Section 2.7 Distribution of Working Capital Assets by Continental LP. Continental LP hereby distributes, grants, bargains, conveys, assigns, transfers, sets over and delivers to New Continental, its successors and assigns, for its use forever, (a) $0.5 million of cash (0.001% and 99.999% on behalf of Xxxxxx XX LLC ($5.00) and Xxxxxx XX LLC ($499,995.00), respectively), and (b) all of its accounts receivable as of immediately prior to the Effective Time (on behalf of Xxxxxx XX LLC (0.01%) and Xxxxxx XX LLC (99.99%)) (collectively, the “Continental Distributed Working Capital”); provided that if the Continental Distributed Working Capital exceeds $9,971,214 the amount of accounts receivable distributed pursuant to this Section 2.7 shall be reduced such that the Continental Distributed Working Capital distributed pursuant to this Section 2.7 shall equal $9,971,214. New Continental hereby accepts such working capital assets as a distribution.

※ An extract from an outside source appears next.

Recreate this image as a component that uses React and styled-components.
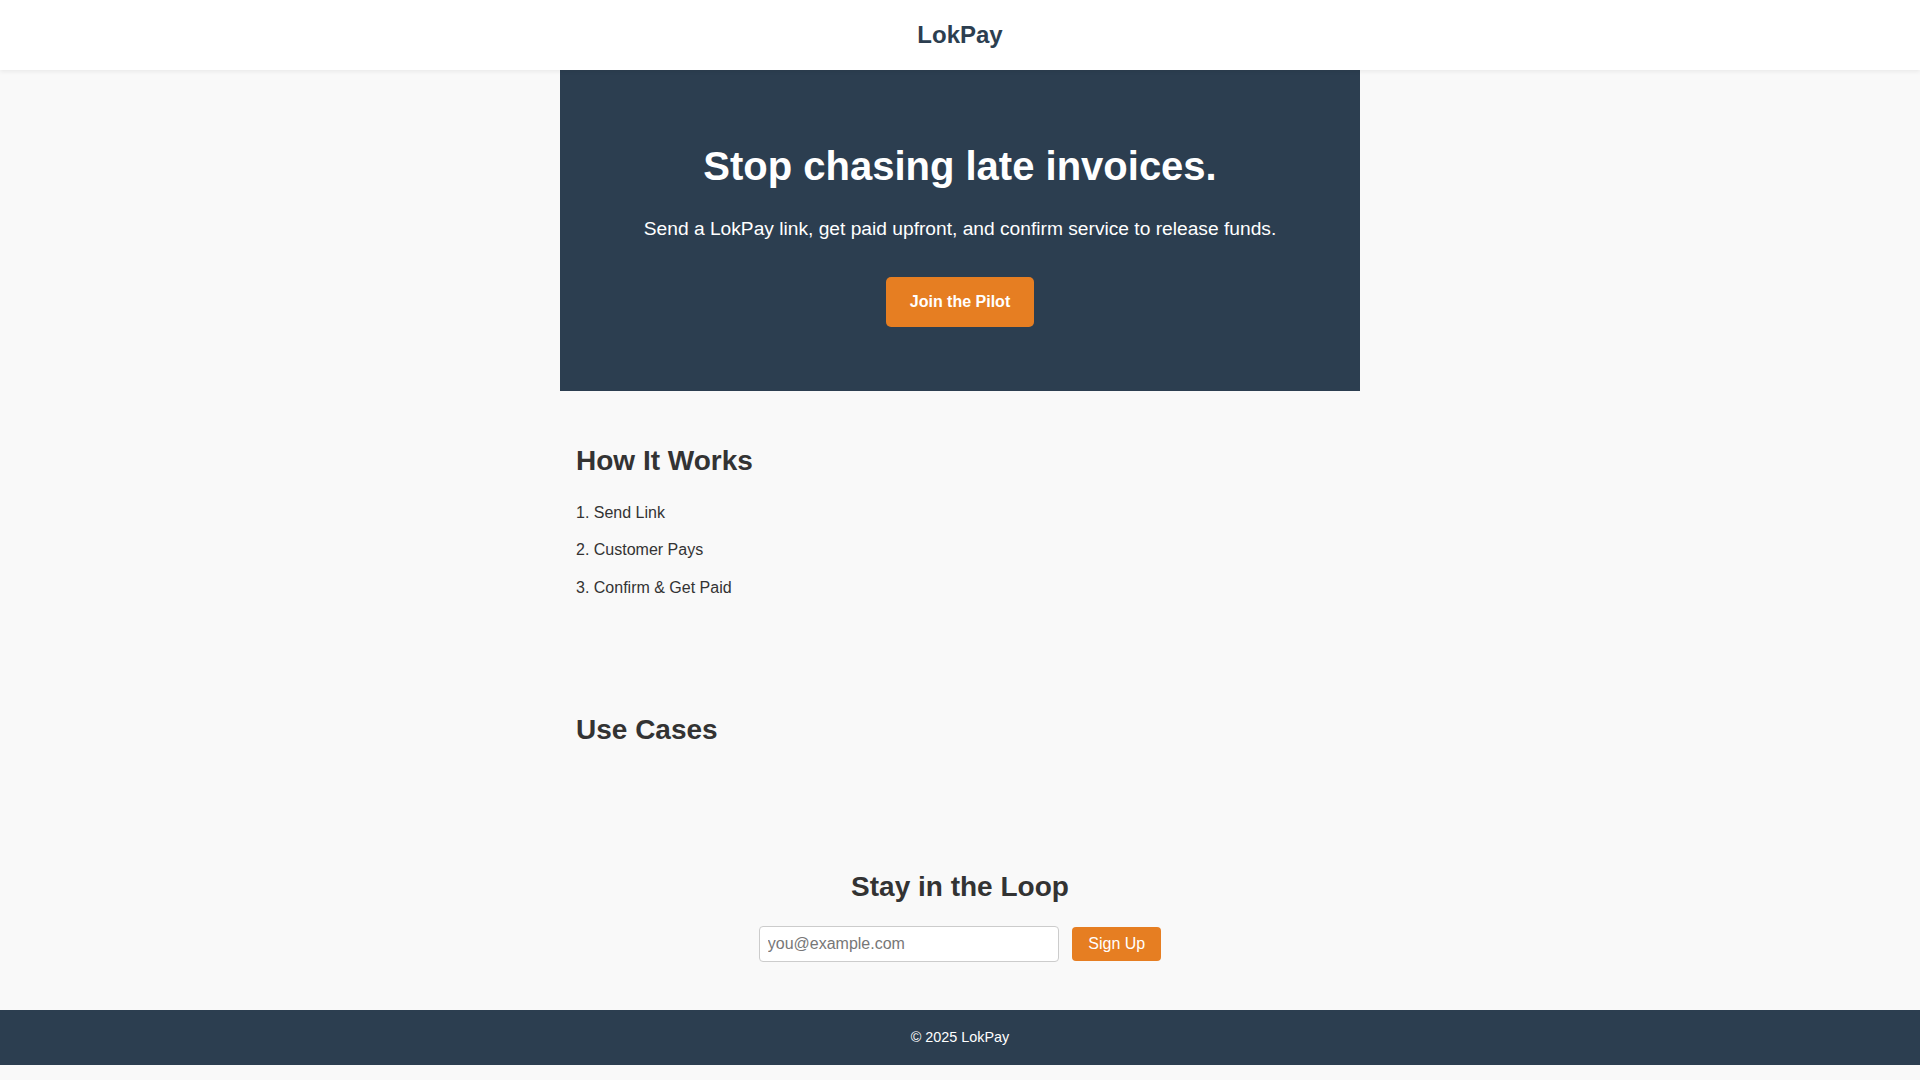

Section 2.8 Distribution of GP by Continental LP. Continental LP hereby distributes, grants, bargains, conveys, assigns, transfers, sets over and delivers to New Continental, its successors and assigns, for its use forever, all right, title and interest in and to all of its 6,141 Class B Units in GP (on behalf of Xxxxxx XX LLC (.0614 Class B Units)) and Xxxxxx XX LLC (6,140.9386 Class B Units)). New Continental hereby accepts such member interests in GP as a distribution.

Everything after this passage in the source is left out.